-- START --

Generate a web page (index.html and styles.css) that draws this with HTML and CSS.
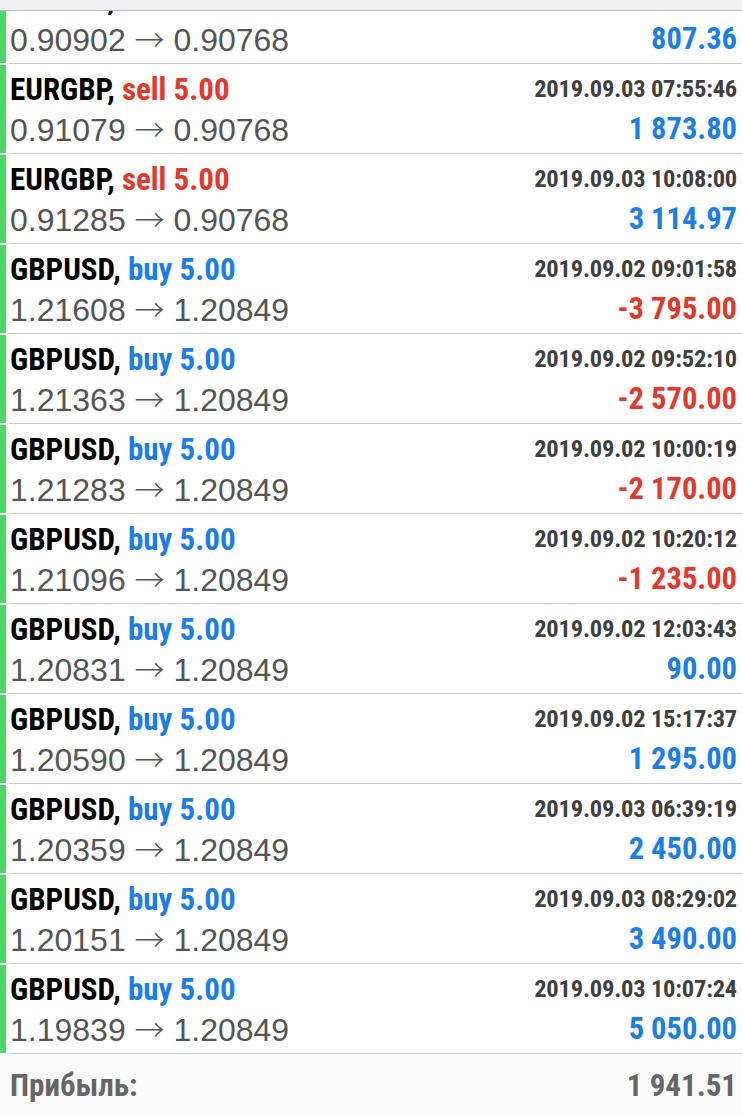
FILE: index.html
```html
<!DOCTYPE html>
<html lang="ru">
<head>
<meta charset="utf-8">
<title>История</title>
<link rel="stylesheet" href="styles.css">
</head>
<body>
<div class="topbar"></div>
<div class="list">
  <div class="row">
    <div class="bar"></div>
    <div class="content">
      <div class="line1"><span class="title">EURGBP, <span class="sell">sell 5.00</span></span><span class="date">2019.09.03 07:30:00</span></div>
      <div class="line2"><span class="price">0.90902 <span class="arrow">→</span> 0.90768</span><span class="amount pos">807.36</span></div>
    </div>
  </div>
  <div class="row">
    <div class="bar"></div>
    <div class="content">
      <div class="line1"><span class="title">EURGBP, <span class="sell">sell 5.00</span></span><span class="date">2019.09.03 07:55:46</span></div>
      <div class="line2"><span class="price">0.91079 <span class="arrow">→</span> 0.90768</span><span class="amount pos">1 873.80</span></div>
    </div>
  </div>
  <div class="row">
    <div class="bar"></div>
    <div class="content">
      <div class="line1"><span class="title">EURGBP, <span class="sell">sell 5.00</span></span><span class="date">2019.09.03 10:08:00</span></div>
      <div class="line2"><span class="price">0.91285 <span class="arrow">→</span> 0.90768</span><span class="amount pos">3 114.97</span></div>
    </div>
  </div>
  <div class="row">
    <div class="bar"></div>
    <div class="content">
      <div class="line1"><span class="title">GBPUSD, <span class="buy">buy 5.00</span></span><span class="date">2019.09.02 09:01:58</span></div>
      <div class="line2"><span class="price">1.21608 <span class="arrow">→</span> 1.20849</span><span class="amount neg">-3 795.00</span></div>
    </div>
  </div>
  <div class="row">
    <div class="bar"></div>
    <div class="content">
      <div class="line1"><span class="title">GBPUSD, <span class="buy">buy 5.00</span></span><span class="date">2019.09.02 09:52:10</span></div>
      <div class="line2"><span class="price">1.21363 <span class="arrow">→</span> 1.20849</span><span class="amount neg">-2 570.00</span></div>
    </div>
  </div>
  <div class="row">
    <div class="bar"></div>
    <div class="content">
      <div class="line1"><span class="title">GBPUSD, <span class="buy">buy 5.00</span></span><span class="date">2019.09.02 10:00:19</span></div>
      <div class="line2"><span class="price">1.21283 <span class="arrow">→</span> 1.20849</span><span class="amount neg">-2 170.00</span></div>
    </div>
  </div>
  <div class="row">
    <div class="bar"></div>
    <div class="content">
      <div class="line1"><span class="title">GBPUSD, <span class="buy">buy 5.00</span></span><span class="date">2019.09.02 10:20:12</span></div>
      <div class="line2"><span class="price">1.21096 <span class="arrow">→</span> 1.20849</span><span class="amount neg">-1 235.00</span></div>
    </div>
  </div>
  <div class="row">
    <div class="bar"></div>
    <div class="content">
      <div class="line1"><span class="title">GBPUSD, <span class="buy">buy 5.00</span></span><span class="date">2019.09.02 12:03:43</span></div>
      <div class="line2"><span class="price">1.20831 <span class="arrow">→</span> 1.20849</span><span class="amount pos">90.00</span></div>
    </div>
  </div>
  <div class="row">
    <div class="bar"></div>
    <div class="content">
      <div class="line1"><span class="title">GBPUSD, <span class="buy">buy 5.00</span></span><span class="date">2019.09.02 15:17:37</span></div>
      <div class="line2"><span class="price">1.20590 <span class="arrow">→</span> 1.20849</span><span class="amount pos">1 295.00</span></div>
    </div>
  </div>
  <div class="row">
    <div class="bar"></div>
    <div class="content">
      <div class="line1"><span class="title">GBPUSD, <span class="buy">buy 5.00</span></span><span class="date">2019.09.03 06:39:19</span></div>
      <div class="line2"><span class="price">1.20359 <span class="arrow">→</span> 1.20849</span><span class="amount pos">2 450.00</span></div>
    </div>
  </div>
  <div class="row">
    <div class="bar"></div>
    <div class="content">
      <div class="line1"><span class="title">GBPUSD, <span class="buy">buy 5.00</span></span><span class="date">2019.09.03 08:29:02</span></div>
      <div class="line2"><span class="price">1.20151 <span class="arrow">→</span> 1.20849</span><span class="amount pos">3 490.00</span></div>
    </div>
  </div>
  <div class="row">
    <div class="bar"></div>
    <div class="content">
      <div class="line1"><span class="title">GBPUSD, <span class="buy">buy 5.00</span></span><span class="date">2019.09.03 10:07:24</span></div>
      <div class="line2"><span class="price">1.19839 <span class="arrow">→</span> 1.20849</span><span class="amount pos">5 050.00</span></div>
    </div>
  </div>
</div>
<div class="footer">
  <span class="footer-label">Прибыль:</span>
  <span class="footer-value">1 941.51</span>
</div>
</body>
</html>
```

FILE: styles.css
```css
html, body {
  margin: 0;
  padding: 0;
  background: #ffffff;
}

body {
  width: 742px;
  height: 1116px;
  overflow: hidden;
  position: relative;
  font-family: "Liberation Sans", Arial, sans-serif;
}

.topbar {
  position: absolute;
  top: 0;
  left: 0;
  right: 0;
  height: 10px;
  background: #f0eff1;
  border-bottom: 1px solid #b5b5b8;
  z-index: 2;
}

.list {
  margin-top: -26px;
}

.row {
  display: flex;
  height: 90px;
}

.bar {
  width: 6px;
  height: 88px;
  margin-top: 1px;
  background: #4cd964;
  flex: none;
}

.content {
  flex: 1;
  margin-left: 3px;
  padding: 8px 5px 0 1px;
  border-bottom: 1px solid #c8c7cc;
  display: flex;
  flex-direction: column;
}

.line1, .line2 {
  display: flex;
  justify-content: space-between;
  align-items: center;
  line-height: 1;
}

.line1 {
  height: 34px;
}

.line2 {
  height: 40px;
  margin-top: 3px;
}

.title, .date, .amount, .footer-label, .footer-value {
  font-family: "Roboto Condensed", "Liberation Sans Narrow", "DejaVu Sans Condensed", Roboto, sans-serif;
  font-stretch: condensed;
  font-weight: 700;
}

.title {
  font-size: 31px;
  color: #000000;
}

.sell {
  color: #e2392c;
}

.buy {
  color: #1a7ee8;
}

.date {
  font-size: 24.5px;
  letter-spacing: -0.2px;
  color: #3f3f3f;
}

.price {
  font-size: 32px;
  color: #555555;
  white-space: nowrap;
}

.arrow {
  font-family: "Noto Sans CJK SC", "DejaVu Sans", sans-serif;
  font-weight: 300;
  font-size: 30px;
  line-height: 1;
}

.amount {
  font-size: 30.5px;
}

.pos {
  color: #1a7ee8;
}

.neg {
  color: #e2392c;
}

.footer {
  display: flex;
  justify-content: space-between;
  align-items: center;
  height: 62px;
  padding: 0 5px 0 10px;
  background: #fbfbfb;
}

.footer-label, .footer-value {
  font-size: 31px;
  color: #666666;
}
```
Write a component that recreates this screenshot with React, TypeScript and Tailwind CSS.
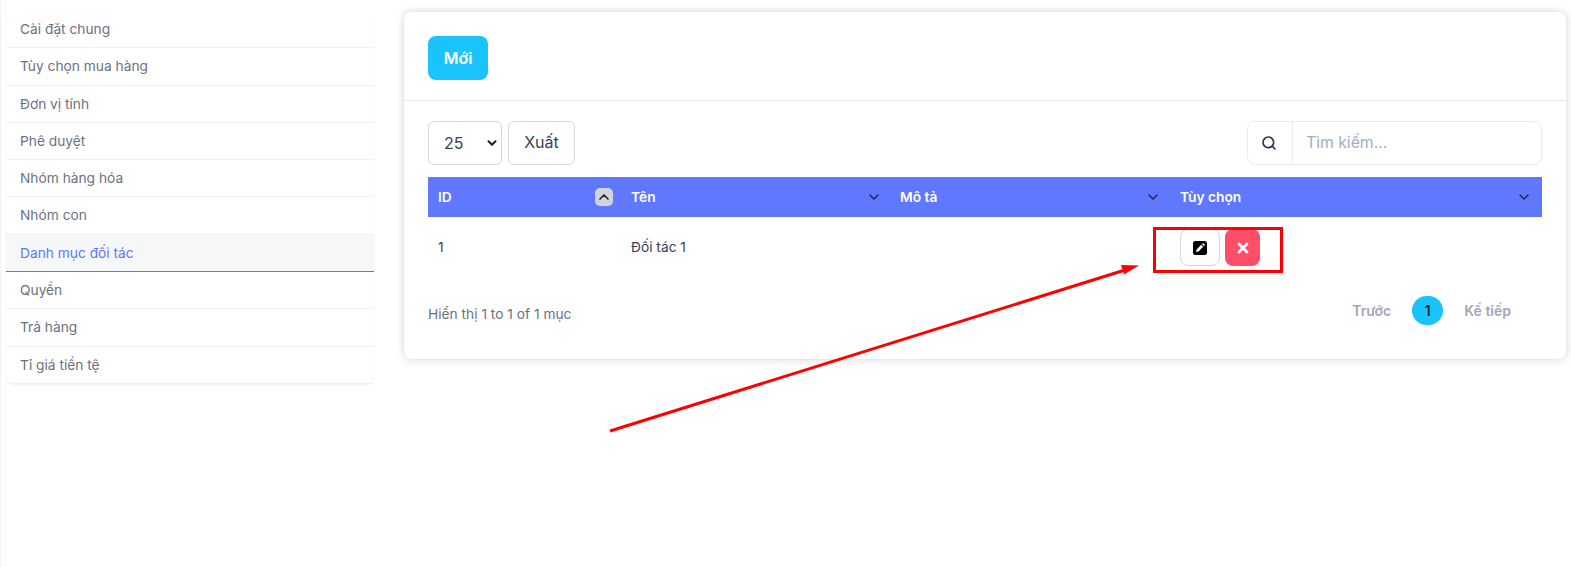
import React from "react";
import { ChevronDown, ChevronUp, Search, X } from "lucide-react";

const menu = [
  { label: "Cài đặt chung", h: "h-[37px]" },
  { label: "Tùy chọn mua hàng", h: "h-[38px]" },
  { label: "Đơn vị tính", h: "h-[37px]" },
  { label: "Phê duyệt", h: "h-[37px]" },
  { label: "Nhóm hàng hóa", h: "h-[37px]" },
  { label: "Nhóm con", h: "h-[38px]" },
  { label: "Danh mục đối tác", h: "h-[37px]", active: true },
  { label: "Quyền", h: "h-[37px]" },
  { label: "Trả hàng", h: "h-[38px]" },
  { label: "Tỉ giá tiền tệ", h: "h-[37px]" },
];

const SortIcon = () => <ChevronDown className="w-4 h-4 text-[#1f2340]" strokeWidth={2} />;

export default function App() {
  return (
    <div className="relative w-[1571px] h-[567px] overflow-hidden bg-white font-['Inter',sans-serif] text-[13.75px] border-l border-[#f3f3f5]">
      <div className="flex items-start pl-[5px] gap-[30px]">
        {/* menu bên trái */}
        <div className="w-[368px] mt-[11px] rounded-lg bg-white shadow-[0_1px_2px_rgba(0,0,0,0.06)]">
          {menu.map((m) => (
            <div
              key={m.label}
              className={`${m.h} flex items-center pl-[14px] border-b ${
                m.active
                  ? "bg-[#f6f7f9] text-[#5f78f5] border-[#5f78f5]"
                  : "text-[#6b7280] border-[#f1f2f4]"
              }`}
            >
              {m.label}
            </div>
          ))}
        </div>

        {/* nội dung chính */}
        <div className="w-[1162px] h-[347px] mt-[12px] rounded-lg bg-white shadow-[0_0_10px_rgba(0,0,0,0.18)]">
          <div className="h-[89px] pt-[24px] pl-[24px] border-b border-[#e5e7eb]">
            <button className="w-[60px] h-[44px] rounded-lg bg-[#1ac3fb] text-white text-[16px] font-semibold">
              Mới
            </button>
          </div>

          <div className="px-[24px] pt-[20px]">
            <div className="flex justify-between w-[1114px]">
              <div className="flex gap-[6px]">
                <div className="w-[74px] h-[44px] pl-[15px] pr-[2px] pb-[1px] flex items-center justify-between rounded-md border border-[#d5d6dc] text-[16px] text-[#374151]">
                  25
                  <ChevronDown className="w-[14px] h-[14px] text-[#222]" strokeWidth={3.5} />
                </div>
                <button className="w-[67px] h-[44px] pb-[2px] rounded-md border border-[#d5d6dc] text-[16px] text-[#374151]">
                  Xuất
                </button>
              </div>
              <div className="w-[295px] h-[44px] flex rounded-lg border border-[#e8ebf0]">
                <div className="w-[45px] pr-[2px] flex items-center justify-center border-r border-[#e8ebf0]">
                  <Search className="w-4 h-4 text-[#27364b]" strokeWidth={2.5} />
                </div>
                <div className="flex items-center pl-[13px] text-[15.75px] text-[#a0aec0]">Tìm kiếm...</div>
              </div>
            </div>

            <table className="mt-[12px] w-[1114px] table-fixed border-collapse">
              <thead>
                <tr className="h-[40px] bg-[#5f78ff] text-white font-semibold text-left">
                  <th className="w-[193px] pl-[10px] pr-[8px] font-semibold">
                    <div className="flex items-center justify-between">
                      ID
                      <span className="w-[18px] h-[18px] flex items-center justify-center rounded-[5px] bg-[#d1d5db]">
                        <ChevronUp className="w-4 h-4 text-[#1f2340]" strokeWidth={2.5} />
                      </span>
                    </div>
                  </th>
                  <th className="w-[269px] pl-[10px] pr-[8px] font-semibold">
                    <div className="flex items-center justify-between">
                      Tên
                      <SortIcon />
                    </div>
                  </th>
                  <th className="w-[280px] pl-[10px] pr-[9px] font-semibold">
                    <div className="flex items-center justify-between">
                      Mô tả
                      <SortIcon />
                    </div>
                  </th>
                  <th className="w-[372px] pl-[10px] pr-[10px] font-semibold">
                    <div className="flex items-center justify-between">
                      Tùy chọn
                      <SortIcon />
                    </div>
                  </th>
                </tr>
              </thead>
              <tbody>
                <tr className="h-[58px] align-top text-[#374151]">
                  <td className="pl-[10px] pt-[20px]">1</td>
                  <td className="pl-[10px] pt-[20px]">Đối tác 1</td>
                  <td />
                  <td className="pl-[10px] pt-[12px]">
                    <div className="flex gap-[5px]">
                      <button className="w-[40px] h-[37px] flex items-center justify-center rounded-lg border border-[#d5d6dc] bg-white">
                        <svg viewBox="0 0 14 14" className="w-[14px] h-[14px]">
                          <rect width="14" height="14" rx="2.5" fill="#000" />
                          <path d="M3 11l.6-2.6 4.6-4.6 2 2-4.6 4.6L3 11zM8.9 3.1l.7-.7a.7.7 0 0 1 1 0l1 1a.7.7 0 0 1 0 1l-.7.7-2-2z" fill="#fff" />
                        </svg>
                      </button>
                      <button className="w-[35px] h-[37px] flex items-center justify-center rounded-lg bg-[#ff4d6a]">
                        <X className="w-4 h-4 text-white" strokeWidth={4} />
                      </button>
                    </div>
                  </td>
                </tr>
              </tbody>
            </table>

            <div className="flex items-center justify-between mt-[21px]">
              <span className="pt-[8px] text-[#6b7280]">Hiển thị 1 to 1 of 1 mục</span>
              <div className="flex items-center pr-[31px] font-semibold text-[14px] text-[#a3a6b8]">
                <span>Trước</span>
                <span className="mx-[21px] w-[31px] h-[29px] flex items-center justify-center rounded-full bg-[#1ac3fb] text-[#1f2340] text-[14px]">
                  1
                </span>
                <span>Kế tiếp</span>
              </div>
            </div>
          </div>
        </div>
      </div>

      {/* chú thích đỏ vẽ đè lên ảnh */}
      <svg className="absolute left-[-1px] top-0 pointer-events-none" width="1571" height="567">
        <rect x="1154.5" y="228.5" width="127" height="43" fill="none" stroke="#ff0000" strokeWidth="3" />
        <line x1="610" y1="431" x2="1125" y2="270" stroke="#ff0000" strokeWidth="3" />
        <polygon points="1139,265.5 1121,265 1124,274.5" fill="#ff0000" />
      </svg>
    </div>
  );
}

-- END --

■ Written instruction ■
Print everything from the line with "Write a component" down to the line with "ChevronUp, Search, X" in the entries above, both lines included and nothing more, without the pictures.

■ Completed exercise ■
Write a component that recreates this screenshot with React, TypeScript and Tailwind CSS.
import React from "react";
import { ChevronDown, ChevronUp, Search, X } from "lucide-react";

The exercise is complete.